Tahap 2 : Segera setelah selesai melakukan evaluasi diri, guru mengikuti proses Penilaian Kinerja Formatif (lihat Pedoman Penilaian Kinerja). Penilaian Kinerja ini diperlukan untuk menentukan profil kinerja guru dalam menetapkan apakah guru akan mengikuti  program peningkatan kinerja untuk mencapai standar kompetensi profesinya atau kegiatan pengembangan kompetensi lebih lanjut.

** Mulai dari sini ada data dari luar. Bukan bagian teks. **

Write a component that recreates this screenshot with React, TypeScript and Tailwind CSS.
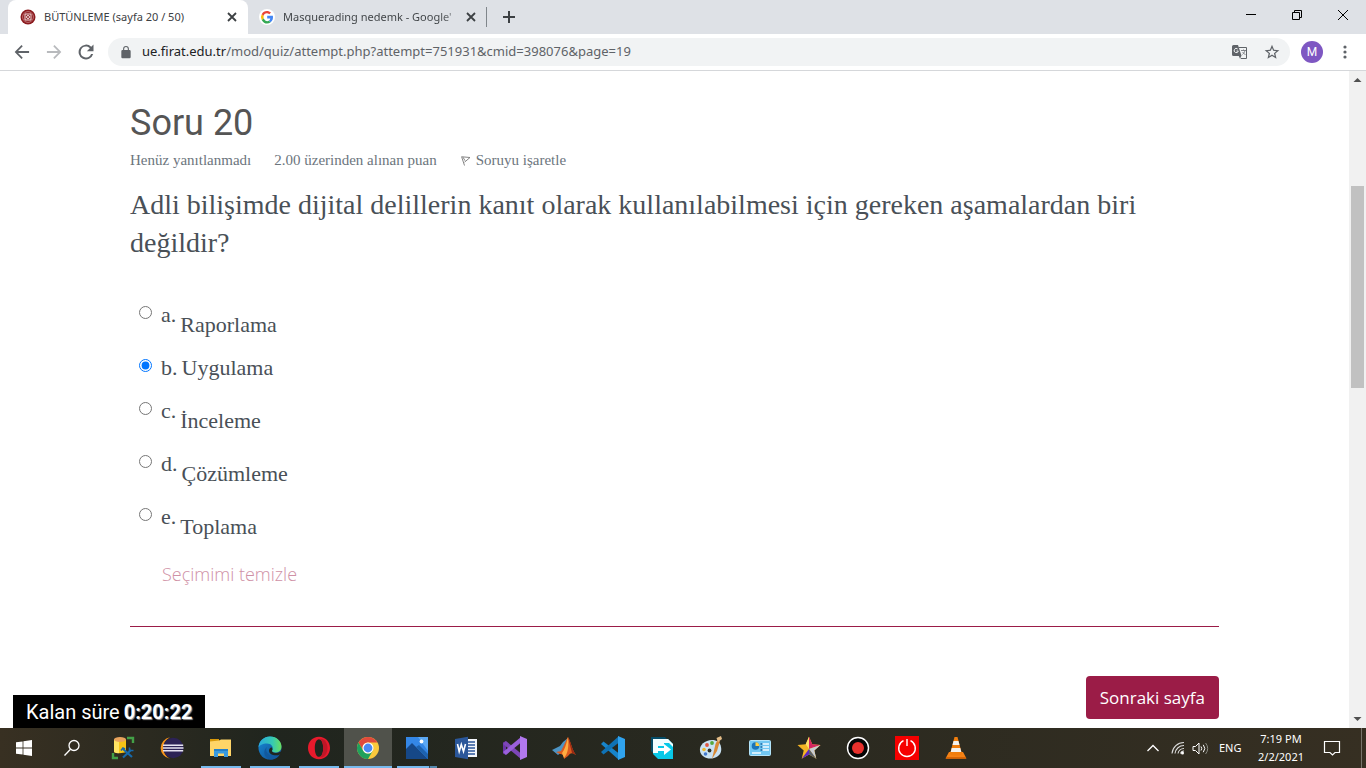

Tahap 3 :  Melalui konsultasi dengan Kepala Sekolah  (jika koordinator PKB adalah guru yang ditugaskan oleh Kepala Sekolah)  dan Komite Sekolah,  Guru dan koordinator PKB membuat perencanaan kegiatan PKB (Format-2) bersifat sementara (untuk selanjutnya dikoordinasikan dengan Koordinator PKB Kabupaten/Kota  dan Koordinator KKG/ MGMP) yang didasarkan kepada:
·         evaluasi diri yang dilakukan oleh guru
·         catatan  pengamatan  berkala yang pernah dilakukan oleh Guru Pembina  (jika ada), Pengawas, dan/atau Kepala Sekolah
·         penilaian kinerja guru
·         data dari sumber lain yang sudah dikumpulkan oleh  koordinator PKB,  termasuk kebutuhan akan pengembangan sumber daya manusia yang tercermin pada Rencana Pengembangan Sekolah.
Tahap 4 : Koordinator PKB Kabupaten/Kota, Kepala Sekolah (jika koordinator PKB adalah guru yang ditugaskan oleh Kepala Sekolah), Koordinator KKG/MGMP dan Koordinator, PKB tingkat sekolah menetapkan dan  menyetujui  rencana  kegiatan  PKB  bersifat  final  yang memuat kegiatan PKB yang akan dilakukan oleh guru sendiri dan/atau bersama-sama dengan guru lain  di dalam sekolah  sebagai bagian dari kegiatan yang akan diadakan oleh sekolah tertentu, kegiatan yang akan dikoordinasikan oleh KKG dan MGMP  maupun  kegiatan yang akan dilaksanakan  oleh  Dinas Pendidikan. Khusus kegiatan PKB yang akan dilaksanakan di kabupaten/kota terlebih dahulu dikonsultasikan kepada  Kepala Dinas  Pendidikan untuk memperoleh persetujuan. Dinas Pendidikan Kabupaten/ Kota mengalokasikan anggaran untuk kegiatan PKB yang akan dilaksanakan di kabupaten/kota dan memberikan anggaran atau subsidi kepada sekolah maupun KKG/MGMP untuk menyelenggarakan PKB di tingkat sekolah secara mandiri maupun melalui kegiatan jaringan sekolah.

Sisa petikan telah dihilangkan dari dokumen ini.